— Begin SUPPLIED MATERIAL —

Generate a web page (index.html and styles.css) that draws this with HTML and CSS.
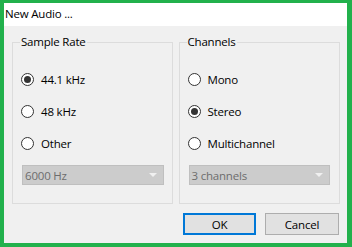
FILE: index.html
```html
<!DOCTYPE html>
<html lang="en">
<head>
  <meta charset="UTF-8">
  <title>New Audio ...</title>
  <link rel="stylesheet" href="styles.css">
</head>
<body>

  <div class="window">
    <div class="titlebar">New Audio ...</div>

    <div class="content">
      <div class="groups">
        <fieldset class="group">
          <legend>Sample Rate</legend>
          <div class="options">
            <div class="option"><span class="radio checked"></span>44.1 kHz</div>
            <div class="option"><span class="radio"></span>48 kHz</div>
            <div class="option"><span class="radio"></span>Other</div>
          </div>
          <div class="combo">
            <span>6000 Hz</span>
            <span class="arrow"></span>
          </div>
        </fieldset>

        <fieldset class="group">
          <legend>Channels</legend>
          <div class="options">
            <div class="option"><span class="radio"></span>Mono</div>
            <div class="option"><span class="radio checked"></span>Stereo</div>
            <div class="option"><span class="radio"></span>Multichannel</div>
          </div>
          <div class="combo">
            <span>3 channels</span>
            <span class="arrow"></span>
          </div>
        </fieldset>
      </div>

      <div class="buttons">
        <button class="btn default">OK</button>
        <button class="btn">Cancel</button>
      </div>
    </div>
  </div>

</body>
</html>
```

FILE: styles.css
```css
body{
  margin: 0;
  font-family: "Open Sans", "Noto Sans", sans-serif;
  font-size: 11.5px;
  letter-spacing: -0.2px;
  color: #000;
}

.window{
  width: 352px;
  height: 247px;
  box-sizing: border-box;
  border-style: solid;
  border-color: #22b14c;
  border-width: 3px 5px 4px 4px;
  background-color: #f0f0f0;
  display: flex;
  flex-direction: column;
}

.titlebar{
  height: 23px;
  line-height: 22px;
  background-color: #fff;
  padding-left: 1px;
}

.content{
  padding: 8px 7px 0 8px;
}

.groups{
  display: flex;
  gap: 6px;
}

fieldset.group{
  margin: 0;
  padding: 0 8px 18px 9px;
  border: 1px solid #dcdcdc;
  border-radius: 0;
  min-width: 0;
}

fieldset.group:first-child{
  width: 161px;
  box-sizing: border-box;
}

fieldset.group:last-child{
  width: 162px;
  box-sizing: border-box;
  padding-right: 9px;
}

legend{
  padding: 0 1px;
  margin-left: -2px;
  line-height: 16px;
}

.options{
  display: flex;
  flex-direction: column;
  gap: 16px;
  padding-top: 21px;
}

.option{
  display: flex;
  align-items: center;
  height: 16px;
}

.radio{
  width: 11px;
  height: 11px;
  border: 1px solid #333;
  border-radius: 50%;
  background-color: #fff;
  margin-right: 7px;
  margin-left: -1px;
  display: flex;
  align-items: center;
  justify-content: center;
}

.radio.checked::after{
  content: "";
  width: 7px;
  height: 7px;
  border-radius: 50%;
  background-color: #333;
}

.combo{
  margin-top: 14px;
  height: 20px;
  box-sizing: border-box;
  border: 1px solid #bfbfbf;
  background-color: #cccccc;
  color: #6d6d6d;
  display: flex;
  align-items: center;
  justify-content: space-between;
  padding: 0 6px 0 2px;
}

.arrow{
  width: 0;
  height: 0;
  border-left: 4px solid transparent;
  border-right: 4px solid transparent;
  border-top: 4px solid #f0f0f0;
}

.buttons{
  display: flex;
  justify-content: flex-end;
  gap: 9px;
  margin-top: 9px;
  padding-right: 1px;
}

.btn{
  height: 22px;
  box-sizing: border-box;
  font-family: "Open Sans", "Noto Sans", sans-serif;
  font-size: 11.5px;
  letter-spacing: -0.2px;
  background-color: #e1e1e1;
  border: 1px solid #adadad;
  padding: 0;
  color: #000;
}

.btn.default{
  width: 73px;
  border: 2px solid #0078d7;
}

.btn:last-child{
  width: 74px;
}
```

— End SUPPLIED MATERIAL —

Copy out each line word for word, please, skipping the images.

Generate a web page (index.html and styles.css) that draws this with HTML and CSS.
FILE: index.html
```html
<!DOCTYPE html>
<html lang="en">
<head>
  <meta charset="UTF-8">
  <title>New Audio ...</title>
  <link rel="stylesheet" href="styles.css">
</head>
<body>

  <div class="window">
    <div class="titlebar">New Audio ...</div>

    <div class="content">
      <div class="groups">
        <fieldset class="group">
          <legend>Sample Rate</legend>
          <div class="options">
            <div class="option"><span class="radio checked"></span>44.1 kHz</div>
            <div class="option"><span class="radio"></span>48 kHz</div>
            <div class="option"><span class="radio"></span>Other</div>
          </div>
          <div class="combo">
            <span>6000 Hz</span>
            <span class="arrow"></span>
          </div>
        </fieldset>

        <fieldset class="group">
          <legend>Channels</legend>
          <div class="options">
            <div class="option"><span class="radio"></span>Mono</div>
            <div class="option"><span class="radio checked"></span>Stereo</div>
            <div class="option"><span class="radio"></span>Multichannel</div>
          </div>
          <div class="combo">
            <span>3 channels</span>
            <span class="arrow"></span>
          </div>
        </fieldset>
      </div>

      <div class="buttons">
        <button class="btn default">OK</button>
        <button class="btn">Cancel</button>
      </div>
    </div>
  </div>

</body>
</html>
```

FILE: styles.css
```css
body{
  margin: 0;
  font-family: "Open Sans", "Noto Sans", sans-serif;
  font-size: 11.5px;
  letter-spacing: -0.2px;
  color: #000;
}

.window{
  width: 352px;
  height: 247px;
  box-sizing: border-box;
  border-style: solid;
  border-color: #22b14c;
  border-width: 3px 5px 4px 4px;
  background-color: #f0f0f0;
  display: flex;
  flex-direction: column;
}

.titlebar{
  height: 23px;
  line-height: 22px;
  background-color: #fff;
  padding-left: 1px;
}

.content{
  padding: 8px 7px 0 8px;
}

.groups{
  display: flex;
  gap: 6px;
}

fieldset.group{
  margin: 0;
  padding: 0 8px 18px 9px;
  border: 1px solid #dcdcdc;
  border-radius: 0;
  min-width: 0;
}

fieldset.group:first-child{
  width: 161px;
  box-sizing: border-box;
}

fieldset.group:last-child{
  width: 162px;
  box-sizing: border-box;
  padding-right: 9px;
}

legend{
  padding: 0 1px;
  margin-left: -2px;
  line-height: 16px;
}

.options{
  display: flex;
  flex-direction: column;
  gap: 16px;
  padding-top: 21px;
}

.option{
  display: flex;
  align-items: center;
  height: 16px;
}

.radio{
  width: 11px;
  height: 11px;
  border: 1px solid #333;
  border-radius: 50%;
  background-color: #fff;
  margin-right: 7px;
  margin-left: -1px;
  display: flex;
  align-items: center;
  justify-content: center;
}

.radio.checked::after{
  content: "";
  width: 7px;
  height: 7px;
  border-radius: 50%;
  background-color: #333;
}

.combo{
  margin-top: 14px;
  height: 20px;
  box-sizing: border-box;
  border: 1px solid #bfbfbf;
  background-color: #cccccc;
  color: #6d6d6d;
  display: flex;
  align-items: center;
  justify-content: space-between;
  padding: 0 6px 0 2px;
}

.arrow{
  width: 0;
  height: 0;
  border-left: 4px solid transparent;
  border-right: 4px solid transparent;
  border-top: 4px solid #f0f0f0;
}

.buttons{
  display: flex;
  justify-content: flex-end;
  gap: 9px;
  margin-top: 9px;
  padding-right: 1px;
}

.btn{
  height: 22px;
  box-sizing: border-box;
  font-family: "Open Sans", "Noto Sans", sans-serif;
  font-size: 11.5px;
  letter-spacing: -0.2px;
  background-color: #e1e1e1;
  border: 1px solid #adadad;
  padding: 0;
  color: #000;
}

.btn.default{
  width: 73px;
  border: 2px solid #0078d7;
}

.btn:last-child{
  width: 74px;
}
```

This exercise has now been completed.